━━━━━ Dataset section
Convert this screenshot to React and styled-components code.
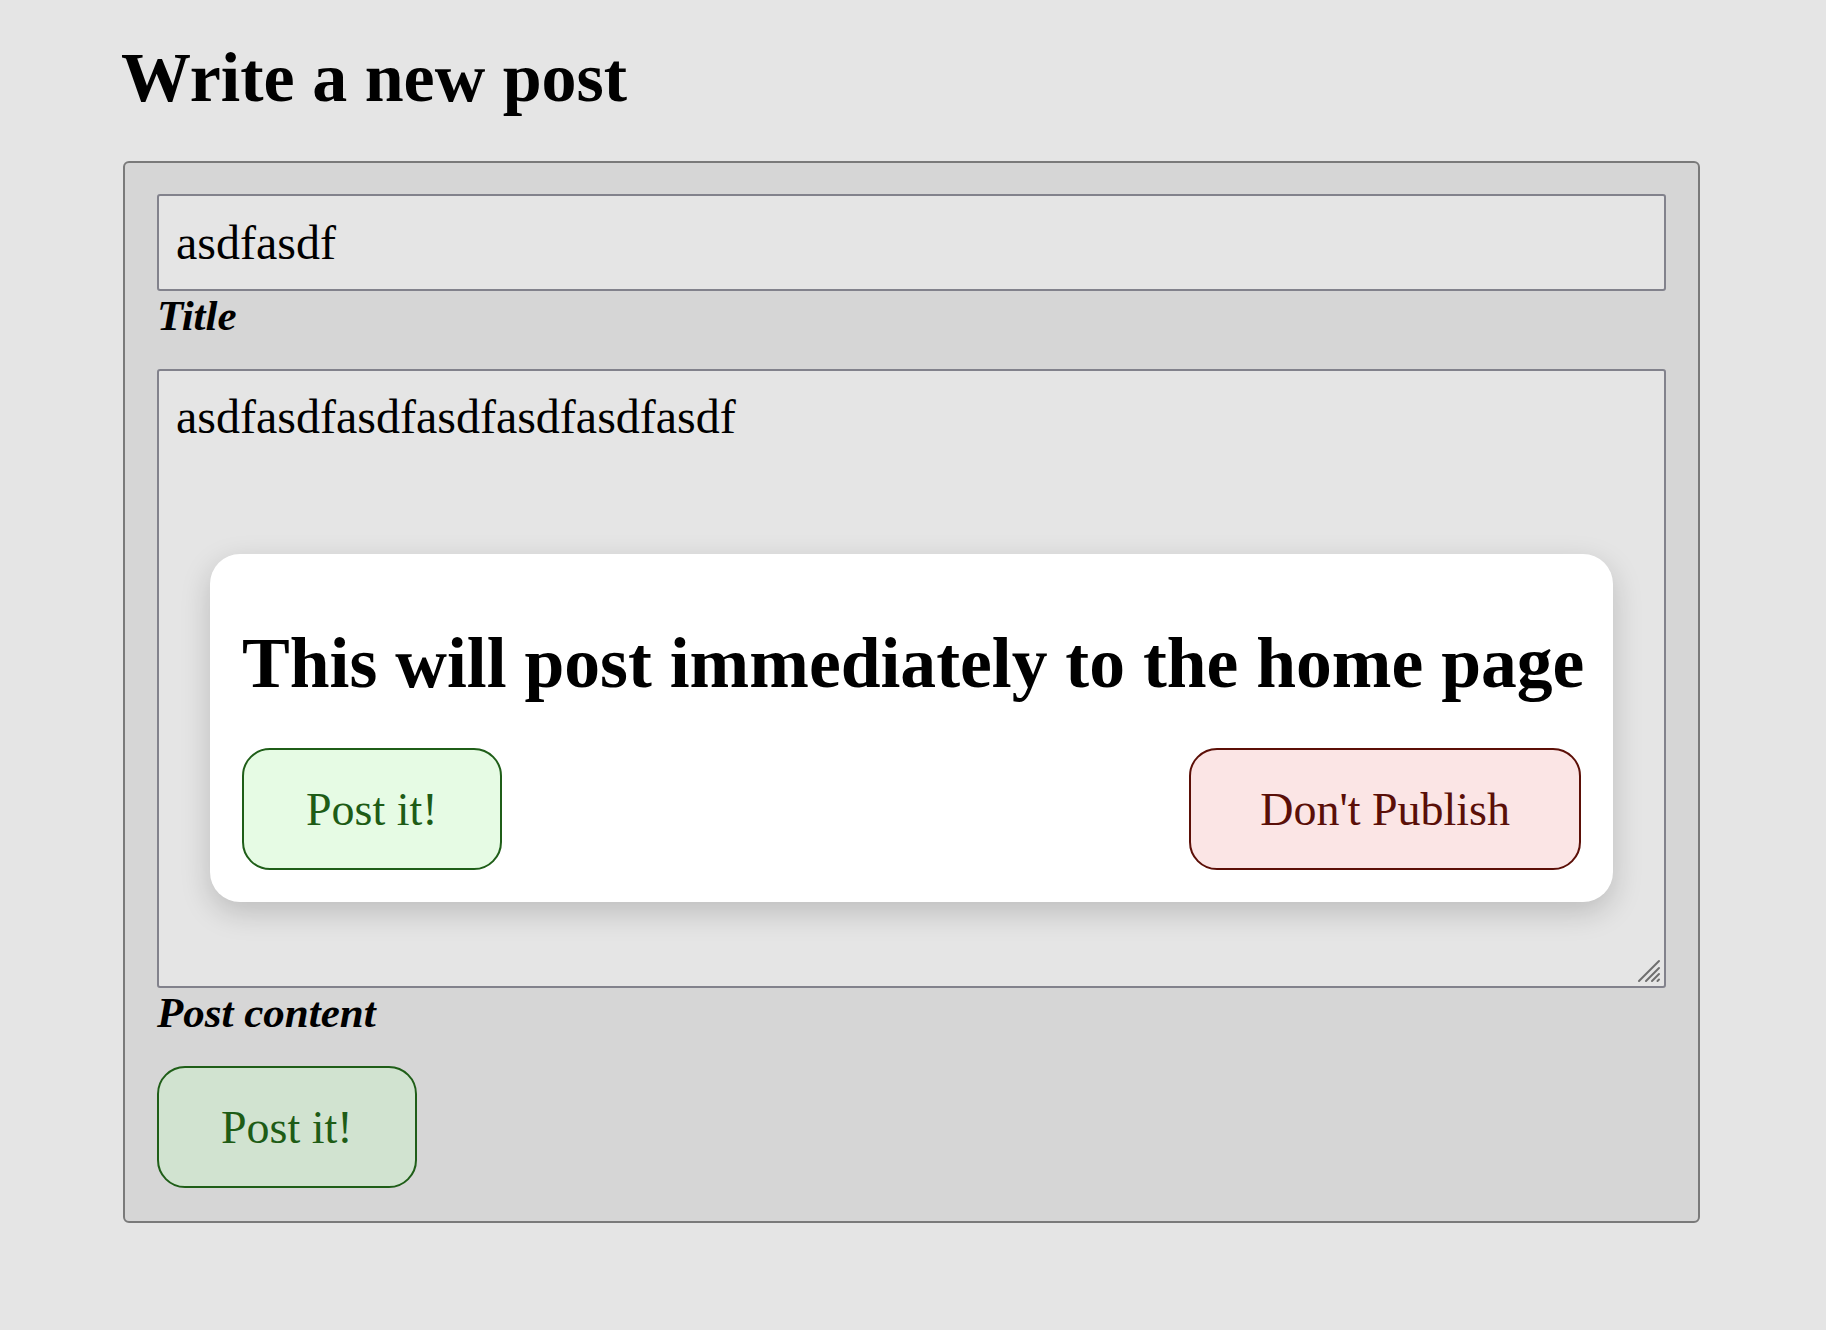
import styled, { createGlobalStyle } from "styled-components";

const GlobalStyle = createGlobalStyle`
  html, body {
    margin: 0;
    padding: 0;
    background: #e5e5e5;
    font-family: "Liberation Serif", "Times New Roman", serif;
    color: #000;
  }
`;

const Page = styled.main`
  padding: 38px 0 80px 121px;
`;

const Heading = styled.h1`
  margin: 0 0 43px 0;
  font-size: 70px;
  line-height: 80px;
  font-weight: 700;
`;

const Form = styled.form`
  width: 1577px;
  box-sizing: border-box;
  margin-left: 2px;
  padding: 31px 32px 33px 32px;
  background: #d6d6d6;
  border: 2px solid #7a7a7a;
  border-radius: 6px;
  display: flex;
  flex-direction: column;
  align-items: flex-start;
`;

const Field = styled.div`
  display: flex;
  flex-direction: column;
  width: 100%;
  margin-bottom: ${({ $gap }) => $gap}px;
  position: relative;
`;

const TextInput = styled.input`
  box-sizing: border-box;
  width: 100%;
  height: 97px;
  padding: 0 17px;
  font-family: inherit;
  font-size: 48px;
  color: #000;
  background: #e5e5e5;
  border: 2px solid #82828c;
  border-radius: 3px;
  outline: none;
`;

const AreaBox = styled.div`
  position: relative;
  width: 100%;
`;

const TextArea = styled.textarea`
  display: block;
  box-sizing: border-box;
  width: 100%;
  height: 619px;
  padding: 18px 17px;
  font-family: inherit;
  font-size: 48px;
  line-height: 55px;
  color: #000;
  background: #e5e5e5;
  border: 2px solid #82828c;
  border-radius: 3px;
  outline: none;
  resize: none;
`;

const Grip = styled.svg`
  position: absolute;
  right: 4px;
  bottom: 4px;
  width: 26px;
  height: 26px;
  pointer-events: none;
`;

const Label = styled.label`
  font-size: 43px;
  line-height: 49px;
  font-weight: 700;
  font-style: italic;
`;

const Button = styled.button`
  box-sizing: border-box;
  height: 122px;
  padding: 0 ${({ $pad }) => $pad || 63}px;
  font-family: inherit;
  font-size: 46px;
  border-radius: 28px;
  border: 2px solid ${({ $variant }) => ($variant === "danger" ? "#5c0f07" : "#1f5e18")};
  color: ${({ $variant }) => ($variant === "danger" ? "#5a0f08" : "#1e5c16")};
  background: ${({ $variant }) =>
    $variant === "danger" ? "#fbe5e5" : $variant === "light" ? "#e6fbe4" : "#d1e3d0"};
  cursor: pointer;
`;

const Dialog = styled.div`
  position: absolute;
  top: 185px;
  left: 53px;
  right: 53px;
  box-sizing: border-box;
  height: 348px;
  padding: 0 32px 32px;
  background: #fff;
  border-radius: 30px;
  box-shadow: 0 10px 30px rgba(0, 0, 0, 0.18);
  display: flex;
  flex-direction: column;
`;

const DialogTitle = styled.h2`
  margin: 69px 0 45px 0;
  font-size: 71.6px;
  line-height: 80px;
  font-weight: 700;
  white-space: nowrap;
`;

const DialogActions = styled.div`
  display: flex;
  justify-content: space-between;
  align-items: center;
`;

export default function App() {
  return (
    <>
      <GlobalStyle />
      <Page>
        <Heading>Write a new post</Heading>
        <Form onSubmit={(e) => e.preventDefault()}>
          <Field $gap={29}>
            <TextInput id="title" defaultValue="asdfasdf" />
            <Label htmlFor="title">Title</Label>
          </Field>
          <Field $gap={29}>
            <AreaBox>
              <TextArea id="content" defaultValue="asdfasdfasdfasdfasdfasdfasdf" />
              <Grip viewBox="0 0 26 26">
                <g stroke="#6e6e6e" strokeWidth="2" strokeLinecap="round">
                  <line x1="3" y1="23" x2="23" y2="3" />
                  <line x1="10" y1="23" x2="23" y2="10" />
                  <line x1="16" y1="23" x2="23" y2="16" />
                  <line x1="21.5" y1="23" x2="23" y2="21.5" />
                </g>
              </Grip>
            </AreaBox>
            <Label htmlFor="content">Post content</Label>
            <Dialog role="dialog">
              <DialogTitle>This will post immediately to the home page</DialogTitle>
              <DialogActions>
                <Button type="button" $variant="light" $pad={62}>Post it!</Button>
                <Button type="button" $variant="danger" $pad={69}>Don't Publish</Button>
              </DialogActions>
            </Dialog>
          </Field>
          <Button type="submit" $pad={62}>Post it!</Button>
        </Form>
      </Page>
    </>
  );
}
━━━━━━━━━━
### The task
Set the listing down in full and exactly. Pictures within it should not appear in the copy.

### Task solution
Convert this screenshot to React and styled-components code.
import styled, { createGlobalStyle } from "styled-components";

const GlobalStyle = createGlobalStyle`
  html, body {
    margin: 0;
    padding: 0;
    background: #e5e5e5;
    font-family: "Liberation Serif", "Times New Roman", serif;
    color: #000;
  }
`;

const Page = styled.main`
  padding: 38px 0 80px 121px;
`;

const Heading = styled.h1`
  margin: 0 0 43px 0;
  font-size: 70px;
  line-height: 80px;
  font-weight: 700;
`;

const Form = styled.form`
  width: 1577px;
  box-sizing: border-box;
  margin-left: 2px;
  padding: 31px 32px 33px 32px;
  background: #d6d6d6;
  border: 2px solid #7a7a7a;
  border-radius: 6px;
  display: flex;
  flex-direction: column;
  align-items: flex-start;
`;

const Field = styled.div`
  display: flex;
  flex-direction: column;
  width: 100%;
  margin-bottom: ${({ $gap }) => $gap}px;
  position: relative;
`;

const TextInput = styled.input`
  box-sizing: border-box;
  width: 100%;
  height: 97px;
  padding: 0 17px;
  font-family: inherit;
  font-size: 48px;
  color: #000;
  background: #e5e5e5;
  border: 2px solid #82828c;
  border-radius: 3px;
  outline: none;
`;

const AreaBox = styled.div`
  position: relative;
  width: 100%;
`;

const TextArea = styled.textarea`
  display: block;
  box-sizing: border-box;
  width: 100%;
  height: 619px;
  padding: 18px 17px;
  font-family: inherit;
  font-size: 48px;
  line-height: 55px;
  color: #000;
  background: #e5e5e5;
  border: 2px solid #82828c;
  border-radius: 3px;
  outline: none;
  resize: none;
`;

const Grip = styled.svg`
  position: absolute;
  right: 4px;
  bottom: 4px;
  width: 26px;
  height: 26px;
  pointer-events: none;
`;

const Label = styled.label`
  font-size: 43px;
  line-height: 49px;
  font-weight: 700;
  font-style: italic;
`;

const Button = styled.button`
  box-sizing: border-box;
  height: 122px;
  padding: 0 ${({ $pad }) => $pad || 63}px;
  font-family: inherit;
  font-size: 46px;
  border-radius: 28px;
  border: 2px solid ${({ $variant }) => ($variant === "danger" ? "#5c0f07" : "#1f5e18")};
  color: ${({ $variant }) => ($variant === "danger" ? "#5a0f08" : "#1e5c16")};
  background: ${({ $variant }) =>
    $variant === "danger" ? "#fbe5e5" : $variant === "light" ? "#e6fbe4" : "#d1e3d0"};
  cursor: pointer;
`;

const Dialog = styled.div`
  position: absolute;
  top: 185px;
  left: 53px;
  right: 53px;
  box-sizing: border-box;
  height: 348px;
  padding: 0 32px 32px;
  background: #fff;
  border-radius: 30px;
  box-shadow: 0 10px 30px rgba(0, 0, 0, 0.18);
  display: flex;
  flex-direction: column;
`;

const DialogTitle = styled.h2`
  margin: 69px 0 45px 0;
  font-size: 71.6px;
  line-height: 80px;
  font-weight: 700;
  white-space: nowrap;
`;

const DialogActions = styled.div`
  display: flex;
  justify-content: space-between;
  align-items: center;
`;

export default function App() {
  return (
    <>
      <GlobalStyle />
      <Page>
        <Heading>Write a new post</Heading>
        <Form onSubmit={(e) => e.preventDefault()}>
          <Field $gap={29}>
            <TextInput id="title" defaultValue="asdfasdf" />
            <Label htmlFor="title">Title</Label>
          </Field>
          <Field $gap={29}>
            <AreaBox>
              <TextArea id="content" defaultValue="asdfasdfasdfasdfasdfasdfasdf" />
              <Grip viewBox="0 0 26 26">
                <g stroke="#6e6e6e" strokeWidth="2" strokeLinecap="round">
                  <line x1="3" y1="23" x2="23" y2="3" />
                  <line x1="10" y1="23" x2="23" y2="10" />
                  <line x1="16" y1="23" x2="23" y2="16" />
                  <line x1="21.5" y1="23" x2="23" y2="21.5" />
                </g>
              </Grip>
            </AreaBox>
            <Label htmlFor="content">Post content</Label>
            <Dialog role="dialog">
              <DialogTitle>This will post immediately to the home page</DialogTitle>
              <DialogActions>
                <Button type="button" $variant="light" $pad={62}>Post it!</Button>
                <Button type="button" $variant="danger" $pad={69}>Don't Publish</Button>
              </DialogActions>
            </Dialog>
          </Field>
          <Button type="submit" $pad={62}>Post it!</Button>
        </Form>
      </Page>
    </>
  );
}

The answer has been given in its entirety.